Written instruction
The records below must be output exactly, without pictures.

Code that builds pages
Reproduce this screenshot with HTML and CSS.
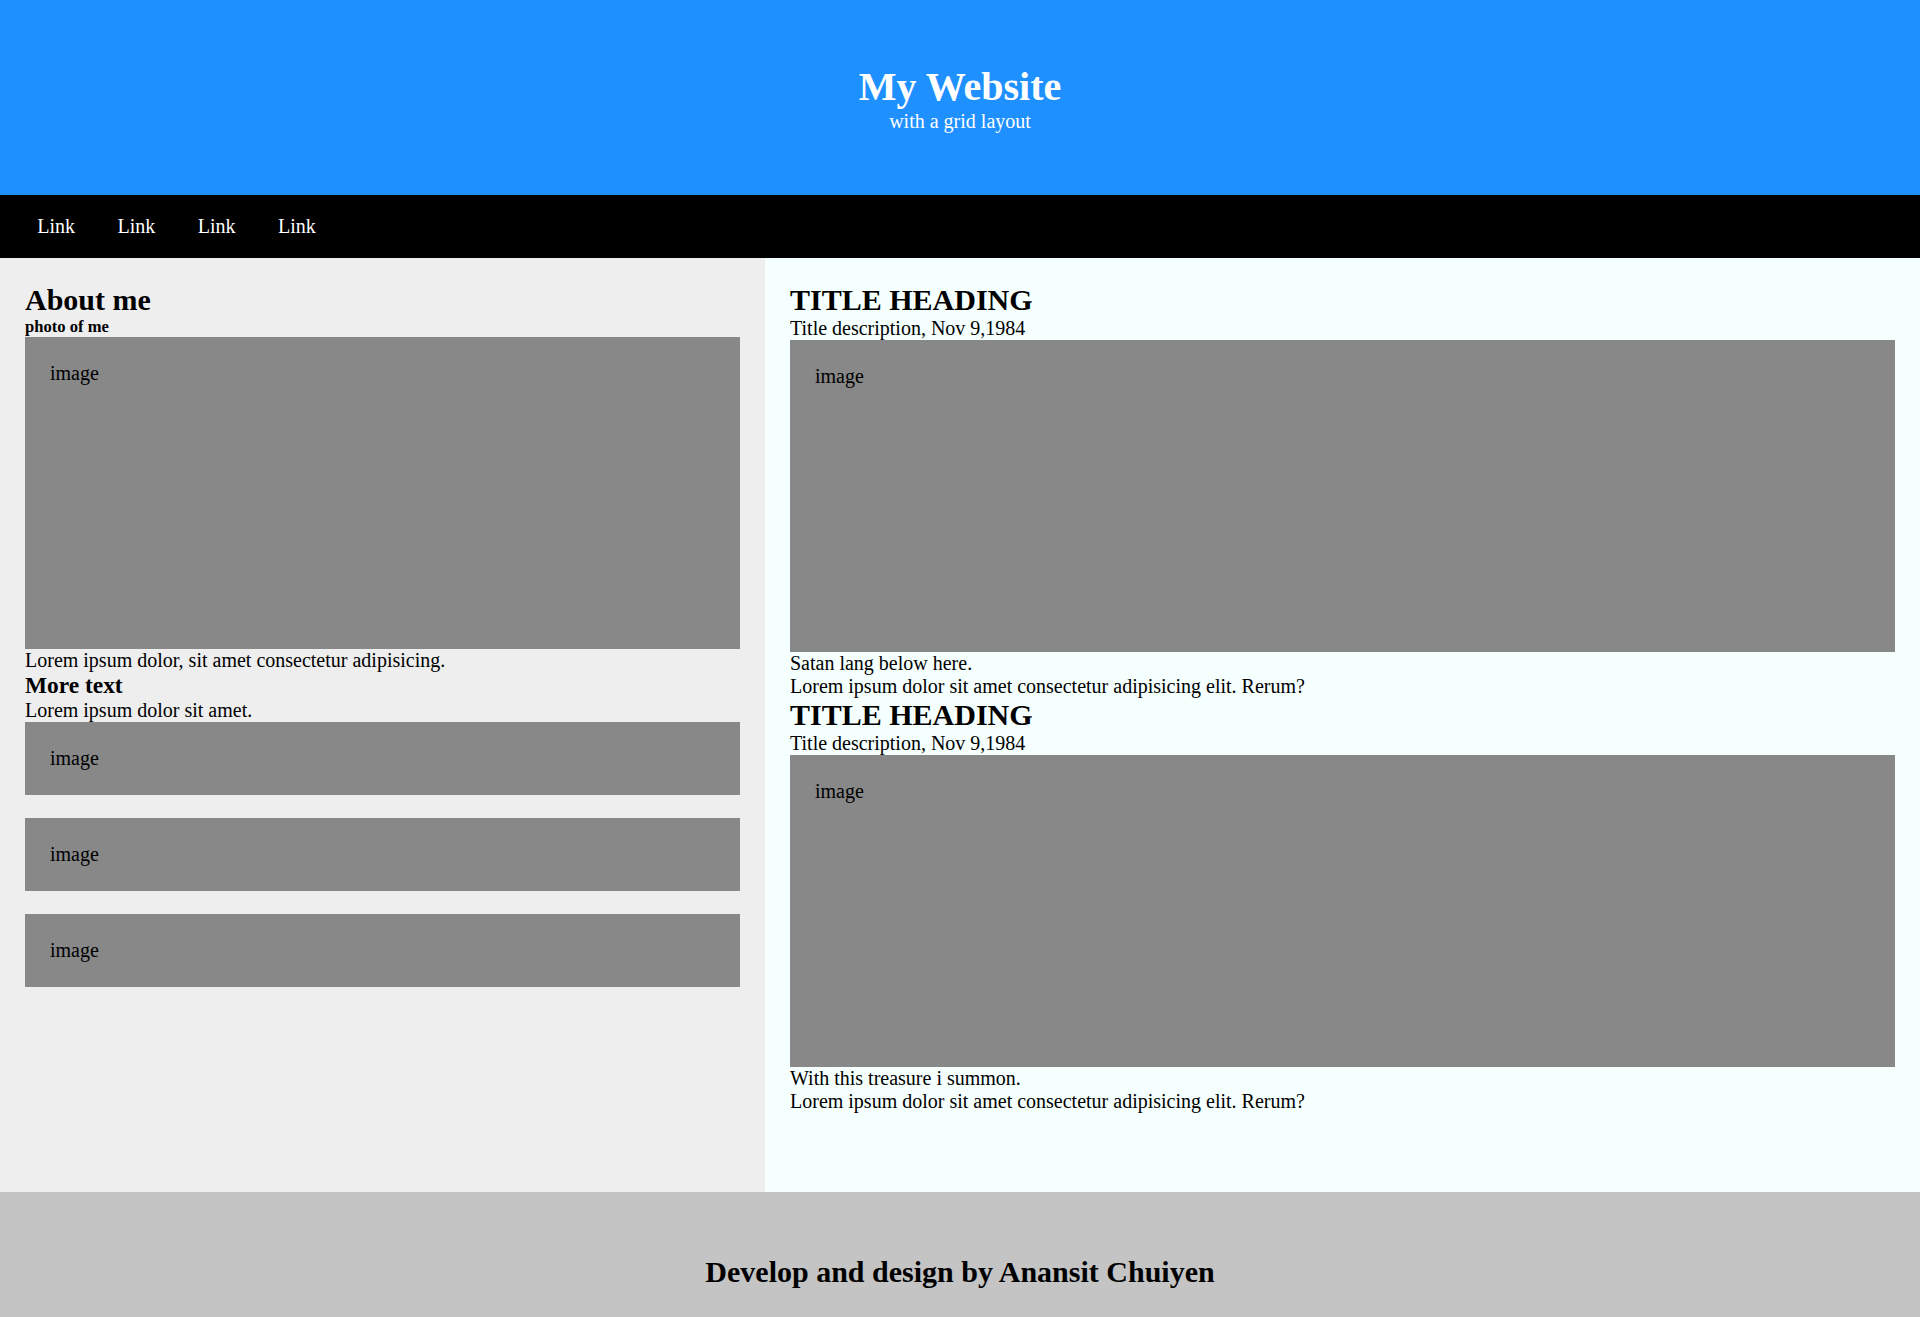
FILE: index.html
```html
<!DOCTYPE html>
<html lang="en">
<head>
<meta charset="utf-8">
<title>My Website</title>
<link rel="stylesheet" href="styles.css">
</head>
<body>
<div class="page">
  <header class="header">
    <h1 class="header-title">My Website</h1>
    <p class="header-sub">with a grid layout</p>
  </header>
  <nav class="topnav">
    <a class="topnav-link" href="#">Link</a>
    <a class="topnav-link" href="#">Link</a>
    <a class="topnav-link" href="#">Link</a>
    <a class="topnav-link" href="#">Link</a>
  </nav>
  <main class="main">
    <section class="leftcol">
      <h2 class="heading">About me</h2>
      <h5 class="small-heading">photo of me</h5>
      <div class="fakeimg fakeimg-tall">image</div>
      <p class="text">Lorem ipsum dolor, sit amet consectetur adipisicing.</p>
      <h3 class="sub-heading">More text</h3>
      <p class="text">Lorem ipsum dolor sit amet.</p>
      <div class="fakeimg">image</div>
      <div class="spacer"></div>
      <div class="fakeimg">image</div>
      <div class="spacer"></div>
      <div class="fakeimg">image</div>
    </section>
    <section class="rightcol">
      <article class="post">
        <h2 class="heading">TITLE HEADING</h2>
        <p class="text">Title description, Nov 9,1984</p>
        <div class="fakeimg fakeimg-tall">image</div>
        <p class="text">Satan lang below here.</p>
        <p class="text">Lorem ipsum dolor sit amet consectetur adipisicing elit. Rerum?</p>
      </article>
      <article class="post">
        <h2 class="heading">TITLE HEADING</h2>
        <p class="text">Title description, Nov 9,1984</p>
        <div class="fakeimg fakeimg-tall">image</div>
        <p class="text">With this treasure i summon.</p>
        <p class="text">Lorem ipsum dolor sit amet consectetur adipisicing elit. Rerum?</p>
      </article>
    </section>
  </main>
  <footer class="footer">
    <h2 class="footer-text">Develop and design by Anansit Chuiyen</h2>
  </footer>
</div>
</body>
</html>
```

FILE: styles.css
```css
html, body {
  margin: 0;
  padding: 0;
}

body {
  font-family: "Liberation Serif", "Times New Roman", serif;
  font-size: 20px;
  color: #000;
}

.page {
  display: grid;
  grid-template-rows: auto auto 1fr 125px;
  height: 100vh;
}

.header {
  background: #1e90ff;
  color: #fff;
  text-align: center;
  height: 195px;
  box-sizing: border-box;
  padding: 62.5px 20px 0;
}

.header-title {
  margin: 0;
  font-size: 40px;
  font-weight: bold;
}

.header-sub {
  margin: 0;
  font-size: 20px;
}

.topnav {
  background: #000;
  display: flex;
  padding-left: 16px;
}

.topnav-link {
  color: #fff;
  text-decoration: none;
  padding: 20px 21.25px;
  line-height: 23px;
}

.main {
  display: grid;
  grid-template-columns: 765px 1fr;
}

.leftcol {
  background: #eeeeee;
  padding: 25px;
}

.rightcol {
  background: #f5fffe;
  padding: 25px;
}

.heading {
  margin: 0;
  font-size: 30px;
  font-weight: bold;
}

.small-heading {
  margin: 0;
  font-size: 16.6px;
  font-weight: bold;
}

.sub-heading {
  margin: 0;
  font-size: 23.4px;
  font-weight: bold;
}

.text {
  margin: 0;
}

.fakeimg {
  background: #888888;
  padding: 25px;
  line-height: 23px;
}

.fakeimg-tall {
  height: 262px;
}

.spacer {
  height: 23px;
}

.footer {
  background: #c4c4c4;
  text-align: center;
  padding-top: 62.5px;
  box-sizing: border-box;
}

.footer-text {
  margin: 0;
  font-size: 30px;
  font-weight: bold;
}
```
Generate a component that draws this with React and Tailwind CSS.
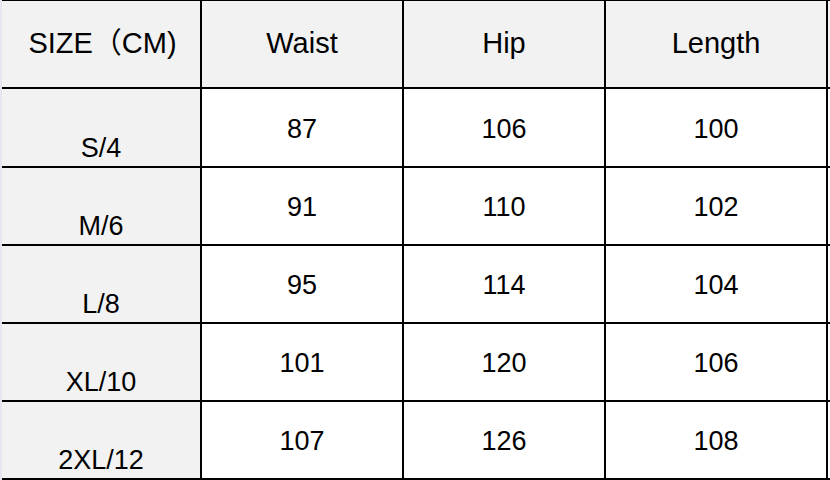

Complete output
Reproduce this screenshot with HTML and CSS.
FILE: index.html
```html
<!DOCTYPE html>
<html lang="en">
<head>
<meta charset="utf-8">
<title>My Website</title>
<link rel="stylesheet" href="styles.css">
</head>
<body>
<div class="page">
  <header class="header">
    <h1 class="header-title">My Website</h1>
    <p class="header-sub">with a grid layout</p>
  </header>
  <nav class="topnav">
    <a class="topnav-link" href="#">Link</a>
    <a class="topnav-link" href="#">Link</a>
    <a class="topnav-link" href="#">Link</a>
    <a class="topnav-link" href="#">Link</a>
  </nav>
  <main class="main">
    <section class="leftcol">
      <h2 class="heading">About me</h2>
      <h5 class="small-heading">photo of me</h5>
      <div class="fakeimg fakeimg-tall">image</div>
      <p class="text">Lorem ipsum dolor, sit amet consectetur adipisicing.</p>
      <h3 class="sub-heading">More text</h3>
      <p class="text">Lorem ipsum dolor sit amet.</p>
      <div class="fakeimg">image</div>
      <div class="spacer"></div>
      <div class="fakeimg">image</div>
      <div class="spacer"></div>
      <div class="fakeimg">image</div>
    </section>
    <section class="rightcol">
      <article class="post">
        <h2 class="heading">TITLE HEADING</h2>
        <p class="text">Title description, Nov 9,1984</p>
        <div class="fakeimg fakeimg-tall">image</div>
        <p class="text">Satan lang below here.</p>
        <p class="text">Lorem ipsum dolor sit amet consectetur adipisicing elit. Rerum?</p>
      </article>
      <article class="post">
        <h2 class="heading">TITLE HEADING</h2>
        <p class="text">Title description, Nov 9,1984</p>
        <div class="fakeimg fakeimg-tall">image</div>
        <p class="text">With this treasure i summon.</p>
        <p class="text">Lorem ipsum dolor sit amet consectetur adipisicing elit. Rerum?</p>
      </article>
    </section>
  </main>
  <footer class="footer">
    <h2 class="footer-text">Develop and design by Anansit Chuiyen</h2>
  </footer>
</div>
</body>
</html>
```

FILE: styles.css
```css
html, body {
  margin: 0;
  padding: 0;
}

body {
  font-family: "Liberation Serif", "Times New Roman", serif;
  font-size: 20px;
  color: #000;
}

.page {
  display: grid;
  grid-template-rows: auto auto 1fr 125px;
  height: 100vh;
}

.header {
  background: #1e90ff;
  color: #fff;
  text-align: center;
  height: 195px;
  box-sizing: border-box;
  padding: 62.5px 20px 0;
}

.header-title {
  margin: 0;
  font-size: 40px;
  font-weight: bold;
}

.header-sub {
  margin: 0;
  font-size: 20px;
}

.topnav {
  background: #000;
  display: flex;
  padding-left: 16px;
}

.topnav-link {
  color: #fff;
  text-decoration: none;
  padding: 20px 21.25px;
  line-height: 23px;
}

.main {
  display: grid;
  grid-template-columns: 765px 1fr;
}

.leftcol {
  background: #eeeeee;
  padding: 25px;
}

.rightcol {
  background: #f5fffe;
  padding: 25px;
}

.heading {
  margin: 0;
  font-size: 30px;
  font-weight: bold;
}

.small-heading {
  margin: 0;
  font-size: 16.6px;
  font-weight: bold;
}

.sub-heading {
  margin: 0;
  font-size: 23.4px;
  font-weight: bold;
}

.text {
  margin: 0;
}

.fakeimg {
  background: #888888;
  padding: 25px;
  line-height: 23px;
}

.fakeimg-tall {
  height: 262px;
}

.spacer {
  height: 23px;
}

.footer {
  background: #c4c4c4;
  text-align: center;
  padding-top: 62.5px;
  box-sizing: border-box;
}

.footer-text {
  margin: 0;
  font-size: 30px;
  font-weight: bold;
}
```
Generate a component that draws this with React and Tailwind CSS.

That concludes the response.